Why has this happened? It’s almost impossible for an outsider to say.It is clear that Microsoft’s former strategy of implying that Linux was about to disappear under storm of patent infringement suits did not significantly affect Linux uptake. The Linux community adapted through initiatives like the Open Invention Network – a patent-holding organisation supported by Sony, Novell, Red Hat, IBM, NEC and Philips that licenses its IP at no cost to anyone who agrees not to assert their own patent rights against Linux. Of course, if you choose to assert your rights against Linux, the OIN will closely examine your products to make sure that none of their patents are embodied in them. In practice it’s this kind of ‘sue-me-and-i’ll-sue-you’ standoffs that prevent all-out patent war in the IT sector, and the number of patent-holding corporations with a stake in Linux now makes it potentially as risky to sue as any other single large technology player – maybe riskier given the added liability of blogosphere backlash and community hatred for any moves against FOSS.

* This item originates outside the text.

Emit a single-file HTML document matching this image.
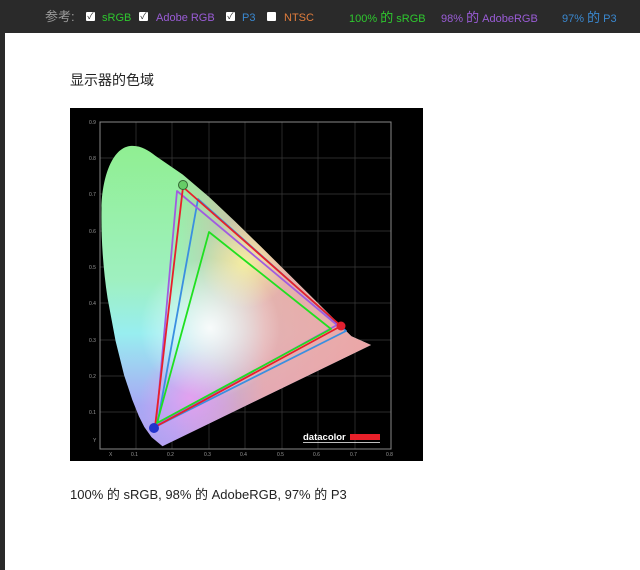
<!DOCTYPE html>
<html><head><meta charset="utf-8"><style>
html,body{margin:0;padding:0}
body{width:640px;height:570px;background:#fff;position:relative;overflow:hidden;font-family:"Liberation Sans","Noto Sans CJK SC",sans-serif}
#bar{position:absolute;left:0;top:0;width:640px;height:33px;background:#2a2a2a}
#strip{position:absolute;left:0;top:0;width:5px;height:570px;background:#2a2a2a}
#bar span{position:absolute;top:11px;font-size:11px;line-height:14px;white-space:nowrap}
.cb{position:absolute;top:12px;width:9px;height:9px;background:#fff;border-radius:1px;font-size:9px;line-height:9px;color:#333;text-align:center}
#title{position:absolute;left:70px;top:70px;font-size:14px;color:#222}
#cap{position:absolute;left:70px;top:484px;font-size:13px;color:#222}
#chart{position:absolute;left:70px;top:108px}
</style></head><body>
<div id="bar">
<span style="left:45px;color:#9a9a9a;font-size:13px;top:10px">参考:</span>
<div class="cb" style="left:86px">✓</div><span style="left:102px;color:#2ec82e">sRGB</span>
<div class="cb" style="left:139px">✓</div><span style="left:156px;color:#9a5cd6">Adobe RGB</span>
<div class="cb" style="left:226px">✓</div><span style="left:242px;color:#3a88d0">P3</span>
<div class="cb" style="left:267px"></div><span style="left:284px;color:#e07c3c">NTSC</span>
<span style="left:349px;color:#2ec82e">100% <b style="font-size:13px;font-weight:normal">的</b> sRGB</span>
<span style="left:441px;color:#9a5cd6">98% <b style="font-size:13px;font-weight:normal">的</b> AdobeRGB</span>
<span style="left:562px;color:#3a88d0">97% <b style="font-size:13px;font-weight:normal">的</b> P3</span>
</div>
<div id="strip"></div>
<div id="title">显示器的色域</div>
<svg id="chart" width="353" height="353" viewBox="0 0 353 353">
<defs>
<linearGradient id="gv" x1="0" y1="0" x2="0" y2="1">
<stop offset="0" stop-color="#8fef8f"/><stop offset="0.45" stop-color="#9ff0c0"/><stop offset="0.62" stop-color="#98eef0"/><stop offset="0.85" stop-color="#a8a8f4"/><stop offset="1" stop-color="#b8a0f0"/></linearGradient>
<linearGradient id="gh" x1="0" y1="0" x2="1" y2="0">
<stop offset="0.3" stop-color="#f0a0a8" stop-opacity="0"/><stop offset="0.55" stop-color="#f0a8a8" stop-opacity="0.85"/><stop offset="1" stop-color="#f0a0a0"/></linearGradient>
<radialGradient id="gw" cx="140" cy="220" r="70" gradientUnits="userSpaceOnUse"><stop offset="0" stop-color="#fff" stop-opacity="0.9"/><stop offset="1" stop-color="#fff" stop-opacity="0"/></radialGradient>
<radialGradient id="gy" cx="175" cy="155" r="45" gradientUnits="userSpaceOnUse"><stop offset="0" stop-color="#f8f4a0" stop-opacity="0.9"/><stop offset="1" stop-color="#f8f4a0" stop-opacity="0"/></radialGradient>
<radialGradient id="gp" cx="120" cy="290" r="50" gradientUnits="userSpaceOnUse"><stop offset="0" stop-color="#e8a0f0" stop-opacity="0.9"/><stop offset="1" stop-color="#e8a0f0" stop-opacity="0"/></radialGradient>
<clipPath id="cl"><path d="M92.5,338.2 L81.6,329.2 L74.3,319.0 L69.0,308.5 L62.3,291.9 L54.1,267.2 L45.6,233.1 L37.6,190.4 C33,160 31,130 31.5,100 C32,70 42,40 60,38 C70,37 78,42 85.5,47.9 L112.8,66.6 L139.1,89.0 L165.2,113.6 L191.1,138.9 L216.1,163.6 L239.0,186.2 L257.9,205.0 L281.4,228.2 L301,237 Z"/></clipPath>
</defs>
<rect width="353" height="353" fill="#000"/>
<g stroke="#3a3a3a" stroke-width="0.7">
<line x1="66" y1="14" x2="66" y2="341"/><line x1="102" y1="14" x2="102" y2="341"/><line x1="139" y1="14" x2="139" y2="341"/><line x1="175" y1="14" x2="175" y2="341"/><line x1="212" y1="14" x2="212" y2="341"/><line x1="248" y1="14" x2="248" y2="341"/><line x1="285" y1="14" x2="285" y2="341"/>
<line x1="30" y1="50" x2="321" y2="50"/><line x1="30" y1="86" x2="321" y2="86"/><line x1="30" y1="123" x2="321" y2="123"/><line x1="30" y1="159" x2="321" y2="159"/><line x1="30" y1="195" x2="321" y2="195"/><line x1="30" y1="232" x2="321" y2="232"/><line x1="30" y1="268" x2="321" y2="268"/><line x1="30" y1="304" x2="321" y2="304"/>
</g>
<rect x="30" y="14" width="291" height="327" fill="none" stroke="#888" stroke-width="1"/>
<g clip-path="url(#cl)">
<rect x="0" y="30" width="353" height="315" fill="url(#gv)"/>
<rect x="0" y="30" width="353" height="315" fill="url(#gh)"/>
<rect width="353" height="353" fill="url(#gy)"/>
<rect width="353" height="353" fill="url(#gp)"/>
<rect width="353" height="353" fill="url(#gw)"/>
</g>
<g fill="none" stroke-width="1.8" stroke-linejoin="round">
<polygon points="128,91 276,223 87,318" stroke="#3a8fe0"/>
<polygon points="107,83 267,217 86,317" stroke="#a05ce0"/>
<polygon points="113,79 271,218 85,319" stroke="#e8202a"/>
<polygon points="139,124 261,221 87,315" stroke="#20e020"/>
</g>
<circle cx="113" cy="77" r="4.5" fill="#6c6" stroke="#363" stroke-width="1"/>
<circle cx="271" cy="218" r="4.5" fill="#e02030"/>
<circle cx="84" cy="320" r="5" fill="#2233cc"/>
<g fill="#999" font-size="5" font-family="Liberation Sans,sans-serif">
<text x="19" y="16">0.9</text><text x="19" y="52">0.8</text><text x="19" y="88">0.7</text><text x="19" y="125">0.6</text><text x="19" y="161">0.5</text><text x="19" y="197">0.4</text><text x="19" y="234">0.3</text><text x="19" y="270">0.2</text><text x="19" y="306">0.1</text><text x="23" y="334">Y</text>
<text x="39" y="348">X</text><text x="61" y="348">0.1</text><text x="97" y="348">0.2</text><text x="134" y="348">0.3</text><text x="170" y="348">0.4</text><text x="207" y="348">0.5</text><text x="243" y="348">0.6</text><text x="280" y="348">0.7</text><text x="316" y="348">0.8</text>
</g>
<text x="233" y="332" fill="#fff" font-size="9.5" font-weight="bold" font-family="Liberation Sans,sans-serif">datacolor</text>
<rect x="280" y="326" width="30" height="6" fill="#e8202a"/>
<line x1="233" y1="334.5" x2="310" y2="334.5" stroke="#fff" stroke-width="0.8"/>
</svg>
<div id="cap">100% 的 sRGB, 98% 的 AdobeRGB, 97% 的 P3</div>
</body></html>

When OSS Watch spoke to OIN’s then-CEO Jerry Rosenthal in 2007 he believed that they would probably never have to actually sue a big player like Microsoft. So while the Microsoft-Tomtom case probably does not herald the the final Microsoft campaign against FOSS, it will be interesting to see whether OIN sees it as sufficient reason to look into enforcing their own patents against Microsoft. Tomtom must be hoping that they do.